• Problem description
Without the pictures, give the entries below again exactly as written.

-- Begin Task material --

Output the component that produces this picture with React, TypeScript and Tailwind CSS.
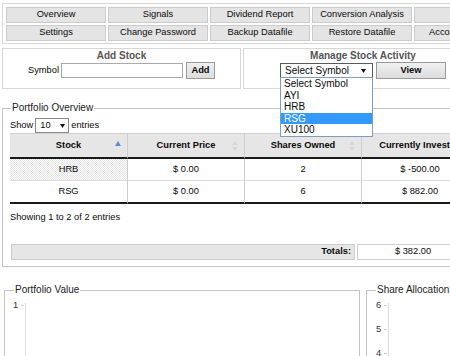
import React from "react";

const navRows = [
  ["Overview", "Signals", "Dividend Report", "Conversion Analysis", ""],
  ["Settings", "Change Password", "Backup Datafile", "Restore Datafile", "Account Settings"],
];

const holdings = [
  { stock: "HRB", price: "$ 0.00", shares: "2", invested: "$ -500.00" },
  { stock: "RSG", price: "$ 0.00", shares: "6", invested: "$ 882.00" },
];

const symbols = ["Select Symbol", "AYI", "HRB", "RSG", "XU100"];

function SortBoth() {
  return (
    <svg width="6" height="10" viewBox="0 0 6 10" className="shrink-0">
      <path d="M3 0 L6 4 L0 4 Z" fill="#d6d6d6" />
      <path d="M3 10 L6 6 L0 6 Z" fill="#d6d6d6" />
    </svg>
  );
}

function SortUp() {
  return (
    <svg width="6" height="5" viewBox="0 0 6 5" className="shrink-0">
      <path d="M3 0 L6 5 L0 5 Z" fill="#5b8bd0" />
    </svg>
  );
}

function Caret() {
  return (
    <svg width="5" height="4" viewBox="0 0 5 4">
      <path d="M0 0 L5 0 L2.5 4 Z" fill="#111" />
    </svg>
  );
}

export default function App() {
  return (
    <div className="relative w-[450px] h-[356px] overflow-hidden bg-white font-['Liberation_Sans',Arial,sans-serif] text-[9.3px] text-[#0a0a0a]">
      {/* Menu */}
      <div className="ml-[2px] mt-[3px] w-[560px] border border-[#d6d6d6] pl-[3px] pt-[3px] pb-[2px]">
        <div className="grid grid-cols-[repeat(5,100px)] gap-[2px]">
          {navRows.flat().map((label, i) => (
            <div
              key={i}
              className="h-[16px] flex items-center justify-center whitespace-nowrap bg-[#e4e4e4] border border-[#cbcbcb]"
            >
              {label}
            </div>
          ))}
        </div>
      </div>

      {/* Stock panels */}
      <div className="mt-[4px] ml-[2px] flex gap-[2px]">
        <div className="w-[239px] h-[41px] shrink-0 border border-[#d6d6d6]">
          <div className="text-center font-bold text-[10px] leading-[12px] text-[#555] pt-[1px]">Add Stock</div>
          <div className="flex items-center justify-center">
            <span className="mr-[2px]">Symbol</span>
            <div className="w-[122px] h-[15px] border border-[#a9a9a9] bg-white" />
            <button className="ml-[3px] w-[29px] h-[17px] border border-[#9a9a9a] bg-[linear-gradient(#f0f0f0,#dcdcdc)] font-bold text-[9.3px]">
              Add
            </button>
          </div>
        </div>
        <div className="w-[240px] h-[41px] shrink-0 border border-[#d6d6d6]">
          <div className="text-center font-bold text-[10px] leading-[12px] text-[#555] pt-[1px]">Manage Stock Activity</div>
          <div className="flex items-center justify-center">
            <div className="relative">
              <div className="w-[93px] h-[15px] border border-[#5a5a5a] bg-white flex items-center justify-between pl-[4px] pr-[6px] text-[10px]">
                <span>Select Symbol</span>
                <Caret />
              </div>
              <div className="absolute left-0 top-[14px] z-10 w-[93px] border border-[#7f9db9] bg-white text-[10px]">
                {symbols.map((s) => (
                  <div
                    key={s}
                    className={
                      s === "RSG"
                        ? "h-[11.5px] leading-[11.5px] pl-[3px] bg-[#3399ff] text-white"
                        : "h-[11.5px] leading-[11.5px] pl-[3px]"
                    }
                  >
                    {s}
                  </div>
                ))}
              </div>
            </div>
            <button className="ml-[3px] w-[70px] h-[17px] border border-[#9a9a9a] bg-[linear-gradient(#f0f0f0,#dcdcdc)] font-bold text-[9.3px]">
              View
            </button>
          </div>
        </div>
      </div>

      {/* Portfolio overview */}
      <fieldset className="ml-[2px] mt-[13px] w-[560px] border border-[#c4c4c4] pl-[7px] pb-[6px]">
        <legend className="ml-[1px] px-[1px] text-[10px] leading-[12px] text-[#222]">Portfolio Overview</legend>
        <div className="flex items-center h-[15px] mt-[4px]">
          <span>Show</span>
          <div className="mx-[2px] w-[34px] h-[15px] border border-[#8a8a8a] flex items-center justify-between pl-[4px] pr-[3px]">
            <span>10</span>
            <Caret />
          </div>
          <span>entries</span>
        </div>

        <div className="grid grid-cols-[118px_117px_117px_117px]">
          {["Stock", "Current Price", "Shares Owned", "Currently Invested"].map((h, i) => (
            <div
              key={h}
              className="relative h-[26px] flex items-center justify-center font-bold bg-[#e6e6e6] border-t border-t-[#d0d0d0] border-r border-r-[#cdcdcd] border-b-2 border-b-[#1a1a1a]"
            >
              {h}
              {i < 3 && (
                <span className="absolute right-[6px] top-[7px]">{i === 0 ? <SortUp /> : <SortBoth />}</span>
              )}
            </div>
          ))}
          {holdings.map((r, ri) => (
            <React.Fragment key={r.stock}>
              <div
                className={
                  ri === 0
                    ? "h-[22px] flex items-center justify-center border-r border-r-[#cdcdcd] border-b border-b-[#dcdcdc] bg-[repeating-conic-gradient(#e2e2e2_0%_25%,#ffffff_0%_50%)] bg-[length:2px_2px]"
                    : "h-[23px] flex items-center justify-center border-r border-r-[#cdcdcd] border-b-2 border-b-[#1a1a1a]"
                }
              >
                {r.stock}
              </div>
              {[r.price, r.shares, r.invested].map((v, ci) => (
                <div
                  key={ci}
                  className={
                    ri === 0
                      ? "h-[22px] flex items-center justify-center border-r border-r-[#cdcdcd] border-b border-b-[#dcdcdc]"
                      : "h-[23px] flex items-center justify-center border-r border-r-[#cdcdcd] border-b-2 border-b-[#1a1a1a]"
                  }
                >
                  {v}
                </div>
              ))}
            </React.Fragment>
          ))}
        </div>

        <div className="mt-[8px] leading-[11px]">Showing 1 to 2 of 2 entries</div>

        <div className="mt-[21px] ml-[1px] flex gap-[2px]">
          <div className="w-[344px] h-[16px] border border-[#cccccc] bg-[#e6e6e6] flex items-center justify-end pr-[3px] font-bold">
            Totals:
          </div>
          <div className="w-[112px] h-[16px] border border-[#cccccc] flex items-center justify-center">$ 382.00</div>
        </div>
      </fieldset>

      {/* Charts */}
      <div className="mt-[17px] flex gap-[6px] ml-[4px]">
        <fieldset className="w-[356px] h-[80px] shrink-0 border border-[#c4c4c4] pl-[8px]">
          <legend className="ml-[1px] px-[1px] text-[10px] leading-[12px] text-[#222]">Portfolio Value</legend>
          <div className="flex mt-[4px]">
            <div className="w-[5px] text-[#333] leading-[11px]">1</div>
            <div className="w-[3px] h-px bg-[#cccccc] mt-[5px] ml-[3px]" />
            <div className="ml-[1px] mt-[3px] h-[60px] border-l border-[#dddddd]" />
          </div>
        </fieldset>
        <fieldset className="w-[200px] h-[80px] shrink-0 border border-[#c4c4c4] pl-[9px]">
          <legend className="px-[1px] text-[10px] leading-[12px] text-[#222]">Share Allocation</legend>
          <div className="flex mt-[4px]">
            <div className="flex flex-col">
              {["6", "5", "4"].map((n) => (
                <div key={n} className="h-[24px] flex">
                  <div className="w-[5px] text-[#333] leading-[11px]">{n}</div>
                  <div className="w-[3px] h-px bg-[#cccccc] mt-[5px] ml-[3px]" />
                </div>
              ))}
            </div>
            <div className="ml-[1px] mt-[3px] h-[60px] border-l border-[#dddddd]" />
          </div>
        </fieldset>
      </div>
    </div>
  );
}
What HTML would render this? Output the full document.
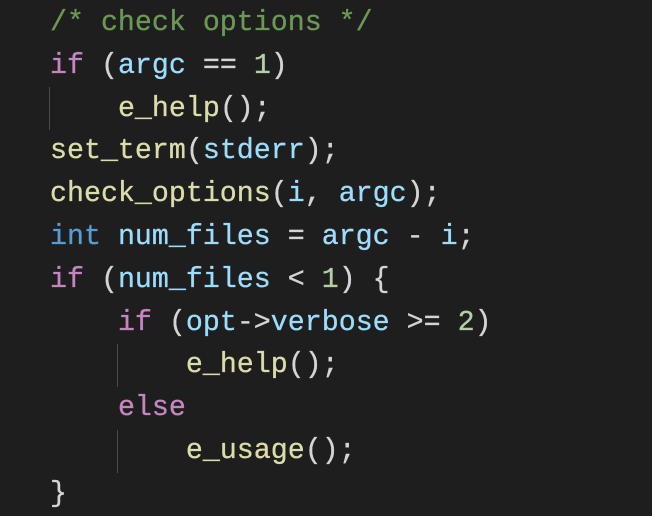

-- End Task material --

• Exercise answer
Output the component that produces this picture with React, TypeScript and Tailwind CSS.
import React from "react";

const navRows = [
  ["Overview", "Signals", "Dividend Report", "Conversion Analysis", ""],
  ["Settings", "Change Password", "Backup Datafile", "Restore Datafile", "Account Settings"],
];

const holdings = [
  { stock: "HRB", price: "$ 0.00", shares: "2", invested: "$ -500.00" },
  { stock: "RSG", price: "$ 0.00", shares: "6", invested: "$ 882.00" },
];

const symbols = ["Select Symbol", "AYI", "HRB", "RSG", "XU100"];

function SortBoth() {
  return (
    <svg width="6" height="10" viewBox="0 0 6 10" className="shrink-0">
      <path d="M3 0 L6 4 L0 4 Z" fill="#d6d6d6" />
      <path d="M3 10 L6 6 L0 6 Z" fill="#d6d6d6" />
    </svg>
  );
}

function SortUp() {
  return (
    <svg width="6" height="5" viewBox="0 0 6 5" className="shrink-0">
      <path d="M3 0 L6 5 L0 5 Z" fill="#5b8bd0" />
    </svg>
  );
}

function Caret() {
  return (
    <svg width="5" height="4" viewBox="0 0 5 4">
      <path d="M0 0 L5 0 L2.5 4 Z" fill="#111" />
    </svg>
  );
}

export default function App() {
  return (
    <div className="relative w-[450px] h-[356px] overflow-hidden bg-white font-['Liberation_Sans',Arial,sans-serif] text-[9.3px] text-[#0a0a0a]">
      {/* Menu */}
      <div className="ml-[2px] mt-[3px] w-[560px] border border-[#d6d6d6] pl-[3px] pt-[3px] pb-[2px]">
        <div className="grid grid-cols-[repeat(5,100px)] gap-[2px]">
          {navRows.flat().map((label, i) => (
            <div
              key={i}
              className="h-[16px] flex items-center justify-center whitespace-nowrap bg-[#e4e4e4] border border-[#cbcbcb]"
            >
              {label}
            </div>
          ))}
        </div>
      </div>

      {/* Stock panels */}
      <div className="mt-[4px] ml-[2px] flex gap-[2px]">
        <div className="w-[239px] h-[41px] shrink-0 border border-[#d6d6d6]">
          <div className="text-center font-bold text-[10px] leading-[12px] text-[#555] pt-[1px]">Add Stock</div>
          <div className="flex items-center justify-center">
            <span className="mr-[2px]">Symbol</span>
            <div className="w-[122px] h-[15px] border border-[#a9a9a9] bg-white" />
            <button className="ml-[3px] w-[29px] h-[17px] border border-[#9a9a9a] bg-[linear-gradient(#f0f0f0,#dcdcdc)] font-bold text-[9.3px]">
              Add
            </button>
          </div>
        </div>
        <div className="w-[240px] h-[41px] shrink-0 border border-[#d6d6d6]">
          <div className="text-center font-bold text-[10px] leading-[12px] text-[#555] pt-[1px]">Manage Stock Activity</div>
          <div className="flex items-center justify-center">
            <div className="relative">
              <div className="w-[93px] h-[15px] border border-[#5a5a5a] bg-white flex items-center justify-between pl-[4px] pr-[6px] text-[10px]">
                <span>Select Symbol</span>
                <Caret />
              </div>
              <div className="absolute left-0 top-[14px] z-10 w-[93px] border border-[#7f9db9] bg-white text-[10px]">
                {symbols.map((s) => (
                  <div
                    key={s}
                    className={
                      s === "RSG"
                        ? "h-[11.5px] leading-[11.5px] pl-[3px] bg-[#3399ff] text-white"
                        : "h-[11.5px] leading-[11.5px] pl-[3px]"
                    }
                  >
                    {s}
                  </div>
                ))}
              </div>
            </div>
            <button className="ml-[3px] w-[70px] h-[17px] border border-[#9a9a9a] bg-[linear-gradient(#f0f0f0,#dcdcdc)] font-bold text-[9.3px]">
              View
            </button>
          </div>
        </div>
      </div>

      {/* Portfolio overview */}
      <fieldset className="ml-[2px] mt-[13px] w-[560px] border border-[#c4c4c4] pl-[7px] pb-[6px]">
        <legend className="ml-[1px] px-[1px] text-[10px] leading-[12px] text-[#222]">Portfolio Overview</legend>
        <div className="flex items-center h-[15px] mt-[4px]">
          <span>Show</span>
          <div className="mx-[2px] w-[34px] h-[15px] border border-[#8a8a8a] flex items-center justify-between pl-[4px] pr-[3px]">
            <span>10</span>
            <Caret />
          </div>
          <span>entries</span>
        </div>

        <div className="grid grid-cols-[118px_117px_117px_117px]">
          {["Stock", "Current Price", "Shares Owned", "Currently Invested"].map((h, i) => (
            <div
              key={h}
              className="relative h-[26px] flex items-center justify-center font-bold bg-[#e6e6e6] border-t border-t-[#d0d0d0] border-r border-r-[#cdcdcd] border-b-2 border-b-[#1a1a1a]"
            >
              {h}
              {i < 3 && (
                <span className="absolute right-[6px] top-[7px]">{i === 0 ? <SortUp /> : <SortBoth />}</span>
              )}
            </div>
          ))}
          {holdings.map((r, ri) => (
            <React.Fragment key={r.stock}>
              <div
                className={
                  ri === 0
                    ? "h-[22px] flex items-center justify-center border-r border-r-[#cdcdcd] border-b border-b-[#dcdcdc] bg-[repeating-conic-gradient(#e2e2e2_0%_25%,#ffffff_0%_50%)] bg-[length:2px_2px]"
                    : "h-[23px] flex items-center justify-center border-r border-r-[#cdcdcd] border-b-2 border-b-[#1a1a1a]"
                }
              >
                {r.stock}
              </div>
              {[r.price, r.shares, r.invested].map((v, ci) => (
                <div
                  key={ci}
                  className={
                    ri === 0
                      ? "h-[22px] flex items-center justify-center border-r border-r-[#cdcdcd] border-b border-b-[#dcdcdc]"
                      : "h-[23px] flex items-center justify-center border-r border-r-[#cdcdcd] border-b-2 border-b-[#1a1a1a]"
                  }
                >
                  {v}
                </div>
              ))}
            </React.Fragment>
          ))}
        </div>

        <div className="mt-[8px] leading-[11px]">Showing 1 to 2 of 2 entries</div>

        <div className="mt-[21px] ml-[1px] flex gap-[2px]">
          <div className="w-[344px] h-[16px] border border-[#cccccc] bg-[#e6e6e6] flex items-center justify-end pr-[3px] font-bold">
            Totals:
          </div>
          <div className="w-[112px] h-[16px] border border-[#cccccc] flex items-center justify-center">$ 382.00</div>
        </div>
      </fieldset>

      {/* Charts */}
      <div className="mt-[17px] flex gap-[6px] ml-[4px]">
        <fieldset className="w-[356px] h-[80px] shrink-0 border border-[#c4c4c4] pl-[8px]">
          <legend className="ml-[1px] px-[1px] text-[10px] leading-[12px] text-[#222]">Portfolio Value</legend>
          <div className="flex mt-[4px]">
            <div className="w-[5px] text-[#333] leading-[11px]">1</div>
            <div className="w-[3px] h-px bg-[#cccccc] mt-[5px] ml-[3px]" />
            <div className="ml-[1px] mt-[3px] h-[60px] border-l border-[#dddddd]" />
          </div>
        </fieldset>
        <fieldset className="w-[200px] h-[80px] shrink-0 border border-[#c4c4c4] pl-[9px]">
          <legend className="px-[1px] text-[10px] leading-[12px] text-[#222]">Share Allocation</legend>
          <div className="flex mt-[4px]">
            <div className="flex flex-col">
              {["6", "5", "4"].map((n) => (
                <div key={n} className="h-[24px] flex">
                  <div className="w-[5px] text-[#333] leading-[11px]">{n}</div>
                  <div className="w-[3px] h-px bg-[#cccccc] mt-[5px] ml-[3px]" />
                </div>
              ))}
            </div>
            <div className="ml-[1px] mt-[3px] h-[60px] border-l border-[#dddddd]" />
          </div>
        </fieldset>
      </div>
    </div>
  );
}
What HTML would render this? Output the full document.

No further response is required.